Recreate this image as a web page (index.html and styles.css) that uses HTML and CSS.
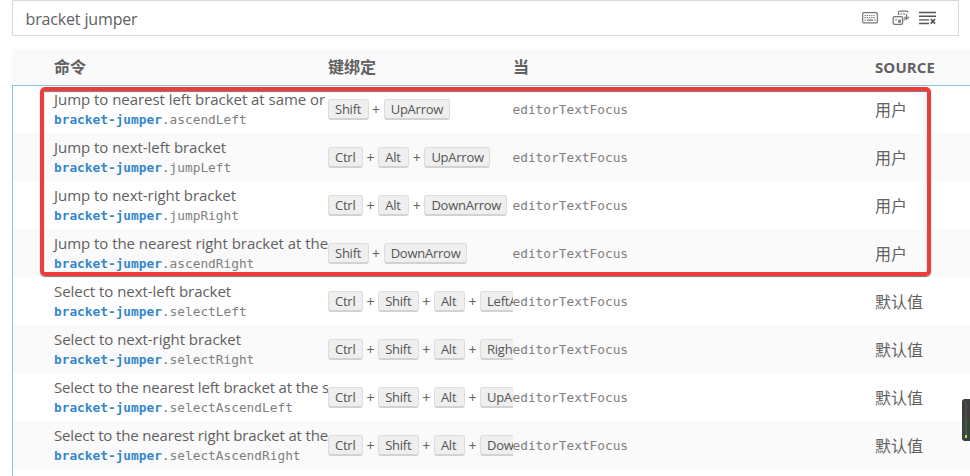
FILE: index.html
```html
<!DOCTYPE html>
<html lang="zh-CN">
<head>
<meta charset="utf-8">
<title>Keyboard Shortcuts</title>
<link rel="stylesheet" href="styles.css">
</head>
<body>
<div class="search">
  <span class="query">bracket jumper</span>
  <div class="actions">
    <svg class="icon-keyboard" width="16" height="12" viewBox="0 0 16 12"><rect x=".7" y=".7" width="14.6" height="10.2" rx="1" fill="#fff" stroke="#777" stroke-width="1.2"/><path d="M2.5 3.5h11M2.5 5.7h11" stroke="#777" stroke-width="1.2" stroke-dasharray="1.3 .9"/><path d="M2.5 8.2h1.3M5 8.2h6M12.2 8.2h1.3" stroke="#777" stroke-width="1.2"/></svg>
    <svg class="icon-sort" width="18" height="16" viewBox="0 0 18 16" fill="none" stroke="#777" stroke-width="1.3"><path d="M6.5 5V2.7Q6.5 1.2 8 1.2h6.5q1.4 0 1.4 1.4"/><path d="M11.6 9.6h1.6"/><rect x="1.2" y="6.7" width="9.4" height="7.6" rx="1.4"/><path d="M9.2 3.2v1.6M12 3v1.8M4 8.8v1.6M6.8 10.4h1.6v1.6H6.8z"/><path d="M14.5 3.8v5.2M12.3 7l2.2 2.2L16.8 7"/></svg>
    <svg class="icon-clear" width="18" height="14" viewBox="0 0 18 14" fill="none" stroke="#555" stroke-width="1.4"><path d="M0 1.5h17M0 5.2h17M0 8.9h10M0 12.5h10"/><path stroke-width="1.7" d="M11.8 8l4.2 4.6M16 8l-4.2 4.6"/></svg>
  </div>
</div>
<div class="table">
  <div class="row head"><div>命令</div><div>键绑定</div><div>当</div><div class="latin">SOURCE</div></div>
  <div class="list">
    <div class="row"><div class="command"><p>Jump to nearest left bracket at same or</p><code><b>bracket-jumper</b>.ascendLeft</code></div><div class="keys"><kbd class="shift">Shift</kbd><i>+</i><kbd class="up">UpArrow</kbd></div><code class="when">editorTextFocus</code><div class="source">用户</div></div>
    <div class="row"><div class="command"><p>Jump to next-left bracket</p><code><b>bracket-jumper</b>.jumpLeft</code></div><div class="keys"><kbd class="ctrl">Ctrl</kbd><i>+</i><kbd class="alt">Alt</kbd><i>+</i><kbd class="up">UpArrow</kbd></div><code class="when">editorTextFocus</code><div class="source">用户</div></div>
    <div class="row"><div class="command"><p>Jump to next-right bracket</p><code><b>bracket-jumper</b>.jumpRight</code></div><div class="keys"><kbd class="ctrl">Ctrl</kbd><i>+</i><kbd class="alt">Alt</kbd><i>+</i><kbd class="down">DownArrow</kbd></div><code class="when">editorTextFocus</code><div class="source">用户</div></div>
    <div class="row"><div class="command"><p>Jump to the nearest right bracket at the</p><code><b>bracket-jumper</b>.ascendRight</code></div><div class="keys"><kbd class="shift">Shift</kbd><i>+</i><kbd class="down">DownArrow</kbd></div><code class="when">editorTextFocus</code><div class="source">用户</div></div>
    <div class="row"><div class="command"><p>Select to next-left bracket</p><code><b>bracket-jumper</b>.selectLeft</code></div><div class="keys"><kbd class="ctrl">Ctrl</kbd><i>+</i><kbd class="shift">Shift</kbd><i>+</i><kbd class="alt">Alt</kbd><i>+</i><kbd class="up">LeftArrow</kbd></div><code class="when">editorTextFocus</code><div class="source">默认值</div></div>
    <div class="row"><div class="command"><p>Select to next-right bracket</p><code><b>bracket-jumper</b>.selectRight</code></div><div class="keys"><kbd class="ctrl">Ctrl</kbd><i>+</i><kbd class="shift">Shift</kbd><i>+</i><kbd class="alt">Alt</kbd><i>+</i><kbd class="up">RightArrow</kbd></div><code class="when">editorTextFocus</code><div class="source">默认值</div></div>
    <div class="row"><div class="command"><p class="tight">Select to the nearest left bracket at the s</p><code><b>bracket-jumper</b>.selectAscendLeft</code></div><div class="keys"><kbd class="ctrl">Ctrl</kbd><i>+</i><kbd class="shift">Shift</kbd><i>+</i><kbd class="alt">Alt</kbd><i>+</i><kbd class="up">UpArrow</kbd></div><code class="when">editorTextFocus</code><div class="source">默认值</div></div>
    <div class="row"><div class="command"><p class="tight">Select to the nearest right bracket at the</p><code><b>bracket-jumper</b>.selectAscendRight</code></div><div class="keys"><kbd class="ctrl">Ctrl</kbd><i>+</i><kbd class="shift">Shift</kbd><i>+</i><kbd class="alt">Alt</kbd><i>+</i><kbd class="down">DownArrow</kbd></div><code class="when">editorTextFocus</code><div class="source">默认值</div></div>
  </div>
</div>
<div class="highlight"></div>
<div class="meter"></div>
</body>
</html>
```
FILE: styles.css
```css
* { box-sizing: border-box; }
body { margin: 0; height: 476px; overflow: hidden; position: relative; background: #fff; color: #616161; font: 15px "Open Sans", "Noto Sans CJK SC", sans-serif; }
.search { width: 947px; height: 36px; margin-left: 12px; border: 1px solid #d9d9d9; padding: 0 21px 0 12.5px; display: flex; justify-content: space-between; align-items: center; }
.query { font-size: 16px; letter-spacing: -.15px; padding-top: 2px; }
.actions { display: flex; align-items: center; height: 34px; }
.icon-keyboard { margin-right: 14px; }
.icon-sort { margin-right: 9px; }
.actions svg { display: block; flex: none; }
.table { margin: 13px 0 0 12px; }
.row { height: 48px; display: grid; grid-template-columns: 274px 185px 362px 1fr; align-items: center; padding-left: 41px; }
.head { height: 36px; padding-left: 42px; background: #fafafa; font-weight: 700; font-size: 16px; }
.head > div { margin-top: -2px; }
.head > .latin { font-size: 15px; letter-spacing: .1px; margin: 0; }
.list { border-left: 1px solid #90c2e7; height: 391px; box-shadow: inset 0 1px #90c2e7; }
.list .row:nth-child(even) { background: #fafafa; }
.command { overflow: hidden; white-space: nowrap; height: 48px; padding: 4px 0 0 4px; margin-left: -4px; }
.command p { margin: 0; font-size: 15px; line-height: 20px; letter-spacing: -.04px; }
.command .tight { letter-spacing: -.16px; }
code { display: block; font: 12.8px/18px "DejaVu Sans Mono", monospace; color: #808080; }
.command code { margin-top: 2px; }
.command b { color: #3586ce; }
.when { padding-top: 1px; margin-left: -.5px; }
.keys { display: flex; overflow: hidden; height: 21px; margin-top: 1px; }
kbd { flex: none; height: 21px; padding-left: 6px; border: 1px solid #ddd; border-bottom: 2px solid #d2d2d2; border-radius: 3px; background: #efefef; color: #555; font: 13px/18px "Open Sans", sans-serif; letter-spacing: -.25px; white-space: nowrap; }
.keys i { flex: none; width: 15.2px; text-align: center; font-style: normal; font-size: 14px; line-height: 21px; }
.ctrl { width: 35px; }
.shift { width: 40.5px; }
.alt { width: 31px; }
.up { width: 66px; }
.down { width: 83px; }
.source { font-size: 16px; margin-top: -1px; }
.highlight { position: absolute; left: 40px; top: 87px; width: 891px; height: 189px; border: 4px solid #f03b3b; border-radius: 5px; box-shadow: 0 1px 1px #777, inset 0 1px 1px #777; }
.meter { position: absolute; left: 962px; top: 399px; width: 12px; height: 42px; border-radius: 3px; background: linear-gradient(#9bef32, #9bef32) 3px 36px / 2px 3px no-repeat, linear-gradient(#5c4633 50%, #3b6132 50%) 3px 3px / 2px 36px no-repeat, #3c4043; }
```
★ ★ ★ ★ ★ ★ ★
PROBLEM
Pull out all lines in the data above that include "index".

WRITTEN SOLUTION
Recreate this image as a web page (index.html and styles.css) that uses HTML and CSS.
FILE: index.html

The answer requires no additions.